- Your objective
Transcribe the full listing exactly, and drop every picture.
= = =
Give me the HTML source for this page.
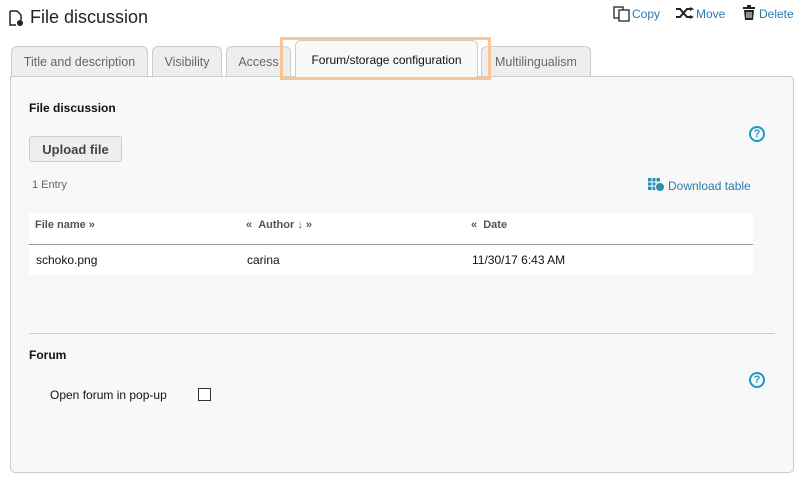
<!DOCTYPE html>
<html><head><style>
*{box-sizing:border-box;margin:0;padding:0}
body{width:802px;height:484px;background:#fff;font-family:"Liberation Sans",Arial,sans-serif;position:relative;overflow:hidden;color:#222}
.a{position:absolute}
.tab{position:absolute;top:46px;height:31px;background:#eeeeee;border:1px solid #ccc;border-bottom:none;border-radius:6px 6px 0 0;font-size:12.5px;color:#666;text-align:center;line-height:30px}
.panel{position:absolute;left:10px;top:76px;width:784px;height:397px;background:#f8f8f8;border:1px solid #ccc;border-radius:0 4px 5px 5px}
.link{color:#2a7ab0;font-size:12px}
.help{position:absolute;width:16px;height:16px;border:2px solid #1a9bc0;border-radius:50%;color:#1a9bc0;font-size:11px;font-weight:bold;text-align:center;line-height:12px}
</style></head><body>
<svg class="a" style="left:9px;top:10px" width="16" height="17" viewBox="0 0 16 17"><path d="M1 1h7l4 4v5M1 1v14h6" fill="none" stroke="#222" stroke-width="1.5"/><circle cx="11" cy="13" r="3" fill="#222"/></svg>
<div class="a" style="left:30px;top:7px;font-size:18px;color:#222">File discussion</div>

<svg class="a" style="left:613px;top:6px" width="18" height="16" viewBox="0 0 18 16"><rect x="1" y="1" width="9" height="11" fill="#fff" stroke="#222" stroke-width="1.3"/><rect x="6" y="4" width="10" height="11" fill="#fff" stroke="#222" stroke-width="1.3"/></svg>
<div class="a link" style="left:632px;top:7px">Copy</div>
<svg class="a" style="left:676px;top:7px" width="18" height="12" viewBox="0 0 18 12"><path d="M0 2h4l7 8h4M0 10h4l7-8h4" fill="none" stroke="#222" stroke-width="2"/><path d="M14 0l4 2-4 2zM14 8l4 2-4 2z" fill="#222"/></svg>
<div class="a link" style="left:696px;top:7px">Move</div>
<svg class="a" style="left:742px;top:5px" width="14" height="16" viewBox="0 0 14 16"><rect x="1" y="2" width="12" height="2" fill="#222"/><rect x="5" y="0" width="4" height="2" fill="#222"/><path d="M2 5h10l-1 10H3z" fill="#222"/><path d="M5 7v6M7 7v6M9 7v6" stroke="#fff" stroke-width="1"/></svg>
<div class="a link" style="left:759px;top:7px">Delete</div>

<div class="tab" style="left:11px;width:137px">Title and description</div>
<div class="tab" style="left:152px;width:70px">Visibility</div>
<div class="tab" style="left:226px;width:65px">Access</div>
<div class="tab" style="left:481px;width:110px">Multilingualism</div>
<div class="panel"></div>
<div class="tab" style="left:295px;top:40px;height:37px;width:183px;background:#f8f8f8;color:#111;line-height:38px;border-bottom:none;font-size:12px">Forum/storage configuration</div>
<div class="a" style="left:280px;top:37px;width:211px;height:43px;border:3px solid #f9c594"></div>

<div class="a" style="left:29px;top:101px;font-size:12px;font-weight:bold;color:#111">File discussion</div>
<div class="help" style="left:749px;top:126px">?</div>
<div class="a" style="left:29px;top:136px;width:93px;height:26px;background:#eee;border:1px solid #ccc;border-radius:3px;font-size:13px;font-weight:bold;color:#444;text-align:center;line-height:25px">Upload file</div>
<div class="a" style="left:32px;top:179px;font-size:11px;color:#666">1 Entry</div>
<svg class="a" style="left:648px;top:178px" width="17" height="14" viewBox="0 0 17 14"><rect x="0" y="0" width="12" height="12" fill="#2a8fb0"/><path d="M0 4h12M0 8h12M4 0v12M8 0v12" stroke="#fff" stroke-width="1"/><circle cx="12" cy="9" r="4.5" fill="#2a8fb0" stroke="#f8f8f8"/></svg>
<div class="a link" style="left:668px;top:179px">Download table</div>

<div class="a" style="left:29px;top:213px;width:724px;height:62px;background:#fff"></div>
<div class="a" style="left:29px;top:244px;width:724px;height:1px;background:#999"></div>
<div class="a" style="left:35px;top:219px;font-size:11px;font-weight:bold;color:#555">File name »</div>
<div class="a" style="left:246px;top:219px;font-size:11px;font-weight:bold;color:#555">« &nbsp;Author ↓ »</div>
<div class="a" style="left:471px;top:219px;font-size:11px;font-weight:bold;color:#555">« &nbsp;Date</div>
<div class="a" style="left:36px;top:253px;font-size:12px;color:#111">schoko.png</div>
<div class="a" style="left:247px;top:253px;font-size:12px;color:#111">carina</div>
<div class="a" style="left:472px;top:253px;font-size:12px;color:#111">11/30/17 6:43 AM</div>

<div class="a" style="left:29px;top:333px;width:746px;height:1px;background:#ccc"></div>
<div class="a" style="left:29px;top:348px;font-size:12px;font-weight:bold;color:#111">Forum</div>
<div class="help" style="left:749px;top:372px">?</div>
<div class="a" style="left:50px;top:388px;font-size:12px;color:#111">Open forum in pop-up</div>
<div class="a" style="left:198px;top:388px;width:13px;height:13px;border:1px solid #333;background:#fff"></div>
</body></html>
= = =
- Result below
Give me the HTML source for this page.
<!DOCTYPE html>
<html><head><style>
*{box-sizing:border-box;margin:0;padding:0}
body{width:802px;height:484px;background:#fff;font-family:"Liberation Sans",Arial,sans-serif;position:relative;overflow:hidden;color:#222}
.a{position:absolute}
.tab{position:absolute;top:46px;height:31px;background:#eeeeee;border:1px solid #ccc;border-bottom:none;border-radius:6px 6px 0 0;font-size:12.5px;color:#666;text-align:center;line-height:30px}
.panel{position:absolute;left:10px;top:76px;width:784px;height:397px;background:#f8f8f8;border:1px solid #ccc;border-radius:0 4px 5px 5px}
.link{color:#2a7ab0;font-size:12px}
.help{position:absolute;width:16px;height:16px;border:2px solid #1a9bc0;border-radius:50%;color:#1a9bc0;font-size:11px;font-weight:bold;text-align:center;line-height:12px}
</style></head><body>
<svg class="a" style="left:9px;top:10px" width="16" height="17" viewBox="0 0 16 17"><path d="M1 1h7l4 4v5M1 1v14h6" fill="none" stroke="#222" stroke-width="1.5"/><circle cx="11" cy="13" r="3" fill="#222"/></svg>
<div class="a" style="left:30px;top:7px;font-size:18px;color:#222">File discussion</div>

<svg class="a" style="left:613px;top:6px" width="18" height="16" viewBox="0 0 18 16"><rect x="1" y="1" width="9" height="11" fill="#fff" stroke="#222" stroke-width="1.3"/><rect x="6" y="4" width="10" height="11" fill="#fff" stroke="#222" stroke-width="1.3"/></svg>
<div class="a link" style="left:632px;top:7px">Copy</div>
<svg class="a" style="left:676px;top:7px" width="18" height="12" viewBox="0 0 18 12"><path d="M0 2h4l7 8h4M0 10h4l7-8h4" fill="none" stroke="#222" stroke-width="2"/><path d="M14 0l4 2-4 2zM14 8l4 2-4 2z" fill="#222"/></svg>
<div class="a link" style="left:696px;top:7px">Move</div>
<svg class="a" style="left:742px;top:5px" width="14" height="16" viewBox="0 0 14 16"><rect x="1" y="2" width="12" height="2" fill="#222"/><rect x="5" y="0" width="4" height="2" fill="#222"/><path d="M2 5h10l-1 10H3z" fill="#222"/><path d="M5 7v6M7 7v6M9 7v6" stroke="#fff" stroke-width="1"/></svg>
<div class="a link" style="left:759px;top:7px">Delete</div>

<div class="tab" style="left:11px;width:137px">Title and description</div>
<div class="tab" style="left:152px;width:70px">Visibility</div>
<div class="tab" style="left:226px;width:65px">Access</div>
<div class="tab" style="left:481px;width:110px">Multilingualism</div>
<div class="panel"></div>
<div class="tab" style="left:295px;top:40px;height:37px;width:183px;background:#f8f8f8;color:#111;line-height:38px;border-bottom:none;font-size:12px">Forum/storage configuration</div>
<div class="a" style="left:280px;top:37px;width:211px;height:43px;border:3px solid #f9c594"></div>

<div class="a" style="left:29px;top:101px;font-size:12px;font-weight:bold;color:#111">File discussion</div>
<div class="help" style="left:749px;top:126px">?</div>
<div class="a" style="left:29px;top:136px;width:93px;height:26px;background:#eee;border:1px solid #ccc;border-radius:3px;font-size:13px;font-weight:bold;color:#444;text-align:center;line-height:25px">Upload file</div>
<div class="a" style="left:32px;top:179px;font-size:11px;color:#666">1 Entry</div>
<svg class="a" style="left:648px;top:178px" width="17" height="14" viewBox="0 0 17 14"><rect x="0" y="0" width="12" height="12" fill="#2a8fb0"/><path d="M0 4h12M0 8h12M4 0v12M8 0v12" stroke="#fff" stroke-width="1"/><circle cx="12" cy="9" r="4.5" fill="#2a8fb0" stroke="#f8f8f8"/></svg>
<div class="a link" style="left:668px;top:179px">Download table</div>

<div class="a" style="left:29px;top:213px;width:724px;height:62px;background:#fff"></div>
<div class="a" style="left:29px;top:244px;width:724px;height:1px;background:#999"></div>
<div class="a" style="left:35px;top:219px;font-size:11px;font-weight:bold;color:#555">File name »</div>
<div class="a" style="left:246px;top:219px;font-size:11px;font-weight:bold;color:#555">« &nbsp;Author ↓ »</div>
<div class="a" style="left:471px;top:219px;font-size:11px;font-weight:bold;color:#555">« &nbsp;Date</div>
<div class="a" style="left:36px;top:253px;font-size:12px;color:#111">schoko.png</div>
<div class="a" style="left:247px;top:253px;font-size:12px;color:#111">carina</div>
<div class="a" style="left:472px;top:253px;font-size:12px;color:#111">11/30/17 6:43 AM</div>

<div class="a" style="left:29px;top:333px;width:746px;height:1px;background:#ccc"></div>
<div class="a" style="left:29px;top:348px;font-size:12px;font-weight:bold;color:#111">Forum</div>
<div class="help" style="left:749px;top:372px">?</div>
<div class="a" style="left:50px;top:388px;font-size:12px;color:#111">Open forum in pop-up</div>
<div class="a" style="left:198px;top:388px;width:13px;height:13px;border:1px solid #333;background:#fff"></div>
</body></html>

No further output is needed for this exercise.